For the anecdote the "doc" in the problem posed by my grandfather was a dog (one more typo on my part.) In the mean time, I did some calculations with different starting distances, speeds... It appears that the time is directly proportional to the initial distance. Then the differences in time are inversely proportionnal to the differences in speed but something else as well : if the dogs speed is an epsilon above the humans speed the factor is half that of the case where the dogs speed tends to inifinity. T the time to interception, D the initial distance, V[sub]P[/sub] the speed of the dog, V[sub]H[/sub] the speed of the human and X some other factor depending on the relative speeds. T=X*D/(V[sub]P[/sub]-V[sub]H[/sub]) Where the value for X for V[sub]P[/sub] almost equal to V[sub]H[/sub] is half the value for X for V[sub]P[/sub] many times bigger than V[sub]H[/sub]. (It is not an arcsinus...) But I got no further. The solution of the problem in MathWorld dit not enlighten me :-( |
[QUOTE=mfgoode;91136]:sad:
Before we continue with this interesting thread (to me at least) I would like to offer my sincere apologies to all those I sent rude and overconfident replies at several stages of its development. These are to Wacky, Jacob Visser, Drew (post # 29 hit the nail on the head) axn1, Maybeso, Fusion Power (Matt. 7:12 : Gal. 6 :10 ) , Eivind (zweimal...), 99.94 ('wrong more often than right').[/quote] Thanks, Mally. I know it's difficult to swallow your pride and admit when you're wrong, and I appreciate it. Hopefully we can be more cordial with each other in future discussions. [quote]...in a direction that always faces where B is at the moment.[/quote] I'm afraid you've made the same error again, however. The above statement is the crux of everyone's disagreement. Your solution (~108 seconds) necessitates a direct path to the point of interception. When you move towards the target's current location, you follow a curved path for which it takes longer to intercept the target (140 seconds). The acceleration of gravity isn't the issue as you said the target flies low as to eliminate the necessity to climb. [quote]Once again I am sorry I pressed the attack button, though I learnt in Martial arts that 'attack is the best from of defence'[/quote] For what it's worth, take people's corrections as constructive criticism, so there's no reason to get defensive. They are not personal attacks, only attempts to convince everyone of the true answer. No good mathematician will tolerate errors in logic without attempting to set things straight in a constructive manner. Drew |
Mally I don't think this is a very realistic problem.

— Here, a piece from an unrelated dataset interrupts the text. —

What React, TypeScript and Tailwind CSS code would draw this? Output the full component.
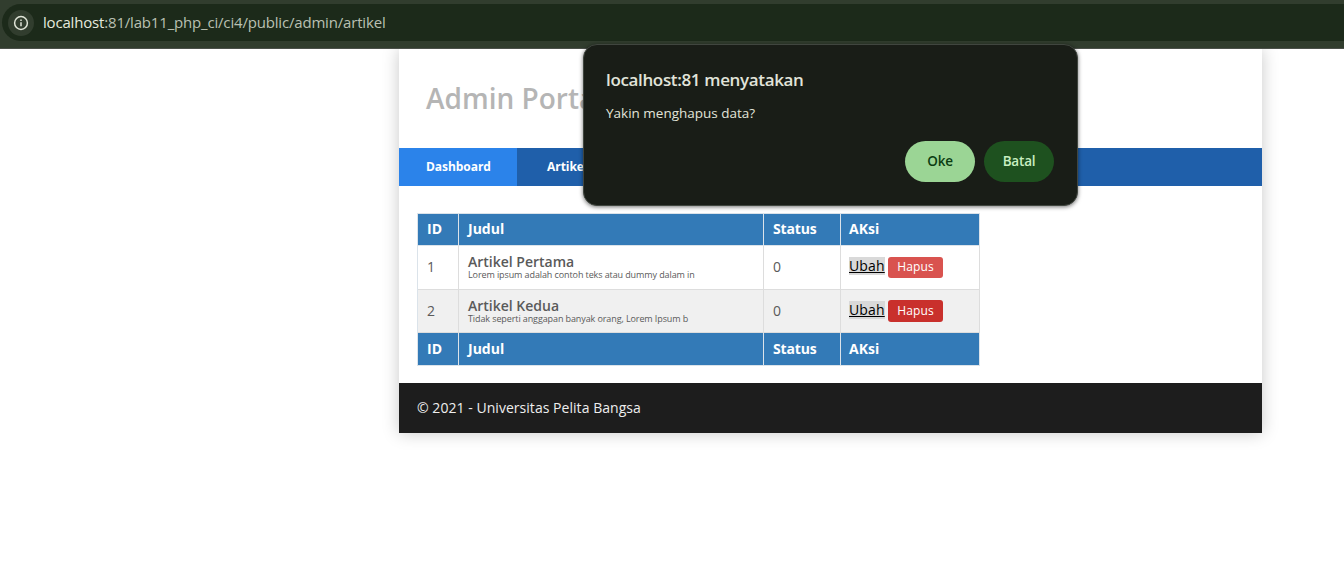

The missile and plane speeds are unlikely to remain constant, for example because constant thrust would have more effect on the craft as it gradually burns away its fuel reserves. Some of that fuel might be expended to indirectly offset the gravitational tendency to fall to earth, and to overcome air friction and wind and precipitation. These factors mean there is not a linear relationship between fuel burn and speed. Similar considerations apply at missile launch as to initial velocity of leaving the base. Secondly, a plane detecting a missile launch would likely take evasive maneuvers. If it chose to head north away from the missile, the missile could well run out of fuel ie beyond its design range and crash harmlessly. If the plane was on its way to bomb a city, it might choose an alternative city to bomb as a secondary objective, making initial assumptions about its course redundant. Any attempt to initially compute an intercept vector assumes the plane will maintain its direction and/or speed which is unlikely the case if it sees a missile coming. I believe the missile would take a curved path, from the information given. These are also not very sophisticated missiles. I have worked on imaging systems ie cameras and image processing electronics, which are used for realtime analysis onboard "smart" missiles. Rather than just look at the heat of a vapour trail (where your two plane technique could avoid being hit) they actually LOOK and would IDENTIFY BOTH targets and parts of targets like a wing. They would not be fooled by such tricks so the Indian airforce had better have some new evasive techniques or be shot down in flames. |
[QUOTE=Peter Nelson;92751]Any attempt to initially compute an intercept vector assumes the plane will maintain its direction and/or speed which is unlikely the case if it sees a missile coming.[/QUOTE]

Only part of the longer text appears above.